# Request
Write only the number of lines in the records beneath that hold "this".

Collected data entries
__________
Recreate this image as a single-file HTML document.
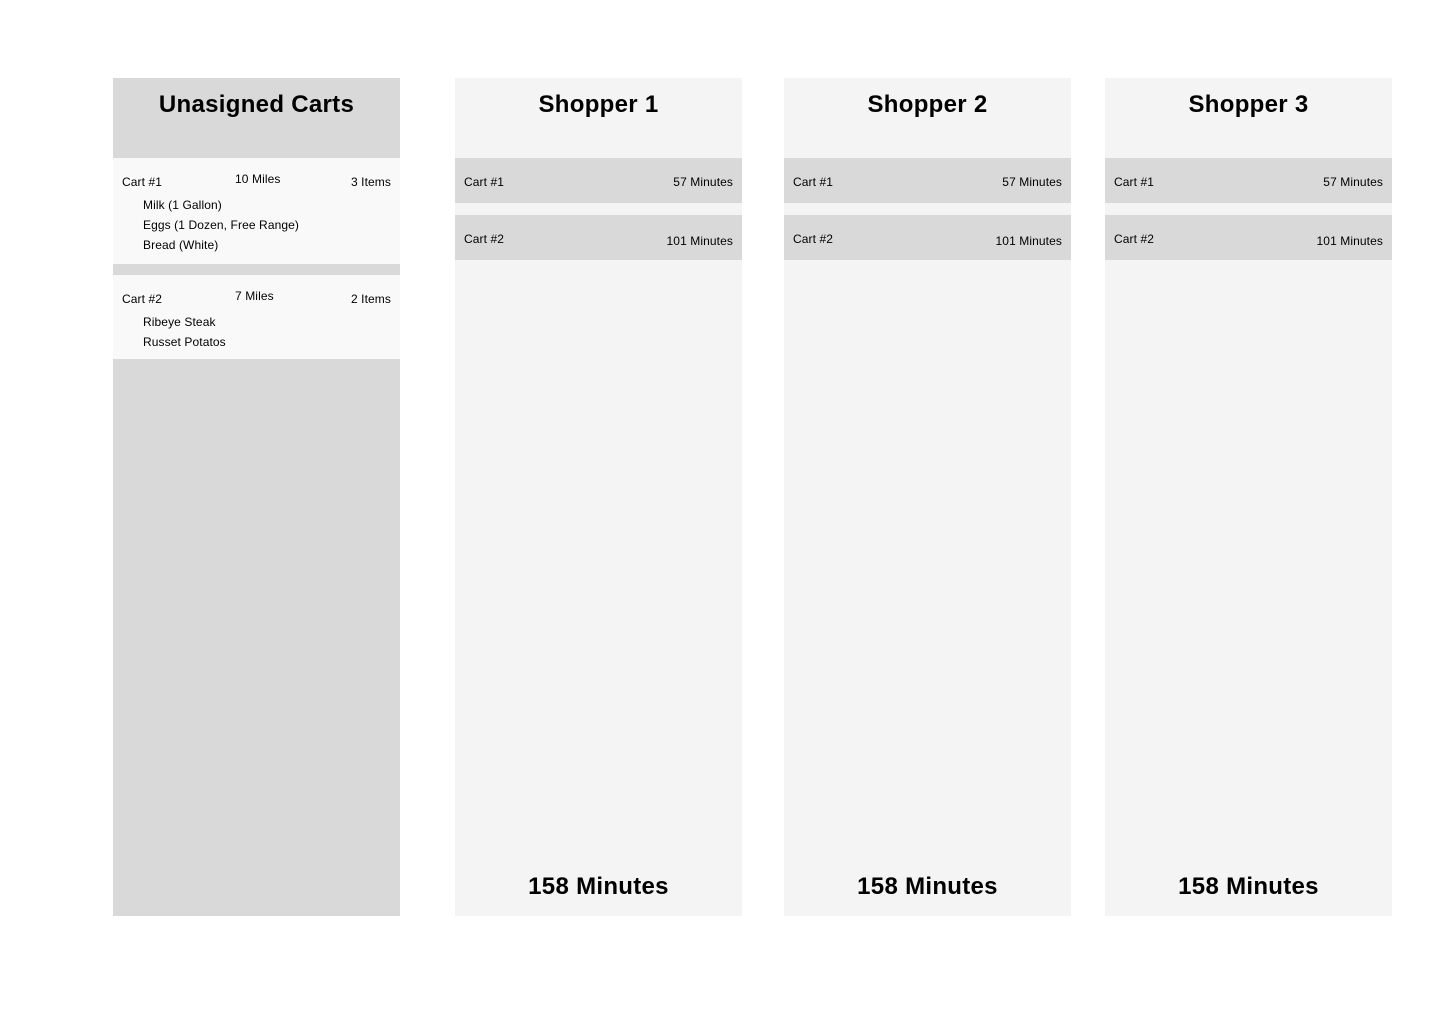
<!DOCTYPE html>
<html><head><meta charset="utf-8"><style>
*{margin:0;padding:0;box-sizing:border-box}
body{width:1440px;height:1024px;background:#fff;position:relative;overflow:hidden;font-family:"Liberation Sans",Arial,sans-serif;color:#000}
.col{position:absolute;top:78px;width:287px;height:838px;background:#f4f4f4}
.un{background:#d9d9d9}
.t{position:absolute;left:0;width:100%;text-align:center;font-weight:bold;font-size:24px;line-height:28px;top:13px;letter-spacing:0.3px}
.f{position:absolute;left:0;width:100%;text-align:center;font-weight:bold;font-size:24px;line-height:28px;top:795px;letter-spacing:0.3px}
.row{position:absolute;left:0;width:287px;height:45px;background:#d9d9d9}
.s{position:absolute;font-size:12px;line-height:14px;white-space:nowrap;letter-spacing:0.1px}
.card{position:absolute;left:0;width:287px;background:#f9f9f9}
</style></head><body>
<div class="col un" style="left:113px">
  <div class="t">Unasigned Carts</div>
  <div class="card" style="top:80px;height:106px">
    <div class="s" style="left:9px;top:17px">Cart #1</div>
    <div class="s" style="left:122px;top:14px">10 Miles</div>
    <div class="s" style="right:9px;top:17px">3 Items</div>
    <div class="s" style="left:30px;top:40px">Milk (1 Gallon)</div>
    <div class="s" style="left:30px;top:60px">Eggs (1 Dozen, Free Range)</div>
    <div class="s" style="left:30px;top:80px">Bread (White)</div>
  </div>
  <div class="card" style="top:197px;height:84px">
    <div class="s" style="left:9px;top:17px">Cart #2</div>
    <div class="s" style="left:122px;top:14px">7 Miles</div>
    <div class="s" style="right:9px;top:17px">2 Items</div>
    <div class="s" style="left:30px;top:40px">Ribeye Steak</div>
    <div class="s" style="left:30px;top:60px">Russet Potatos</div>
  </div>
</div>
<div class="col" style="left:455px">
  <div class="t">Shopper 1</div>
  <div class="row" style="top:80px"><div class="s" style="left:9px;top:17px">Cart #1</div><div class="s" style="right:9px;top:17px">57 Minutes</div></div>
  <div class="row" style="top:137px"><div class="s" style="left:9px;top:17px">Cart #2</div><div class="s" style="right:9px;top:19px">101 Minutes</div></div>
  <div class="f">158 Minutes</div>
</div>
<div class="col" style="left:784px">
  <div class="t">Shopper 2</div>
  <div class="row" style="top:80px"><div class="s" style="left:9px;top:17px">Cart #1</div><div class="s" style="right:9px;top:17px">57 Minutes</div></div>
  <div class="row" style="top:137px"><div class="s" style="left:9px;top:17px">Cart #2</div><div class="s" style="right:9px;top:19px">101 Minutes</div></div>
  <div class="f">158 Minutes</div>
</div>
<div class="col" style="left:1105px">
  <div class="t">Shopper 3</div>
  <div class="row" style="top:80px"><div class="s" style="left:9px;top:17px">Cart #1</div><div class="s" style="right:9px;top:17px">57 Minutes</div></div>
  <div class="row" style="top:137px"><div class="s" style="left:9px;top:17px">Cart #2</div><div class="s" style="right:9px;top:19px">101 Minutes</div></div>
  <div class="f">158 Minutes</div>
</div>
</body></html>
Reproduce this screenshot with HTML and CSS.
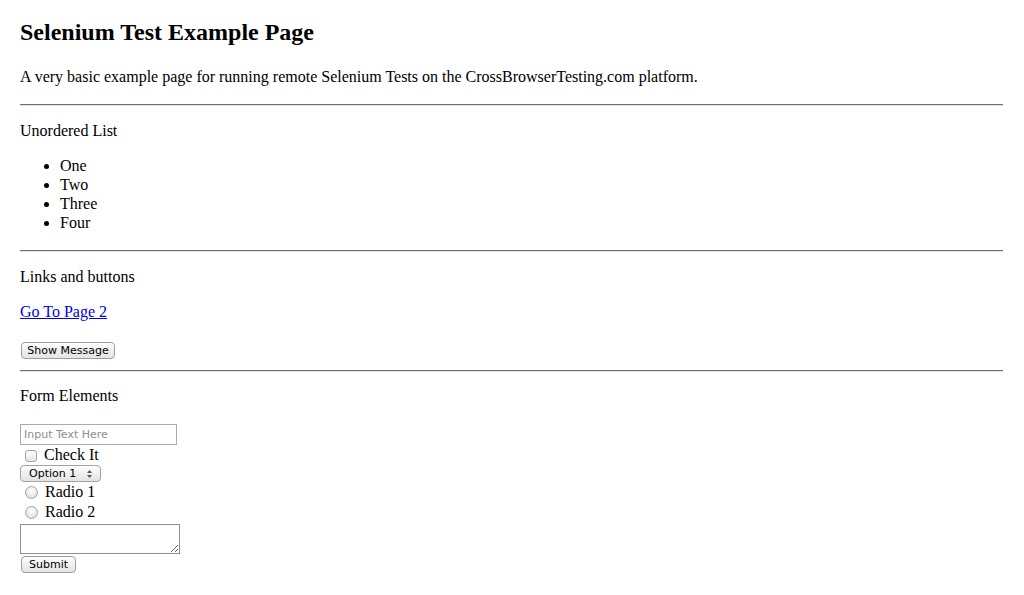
__________
# Exercise response
2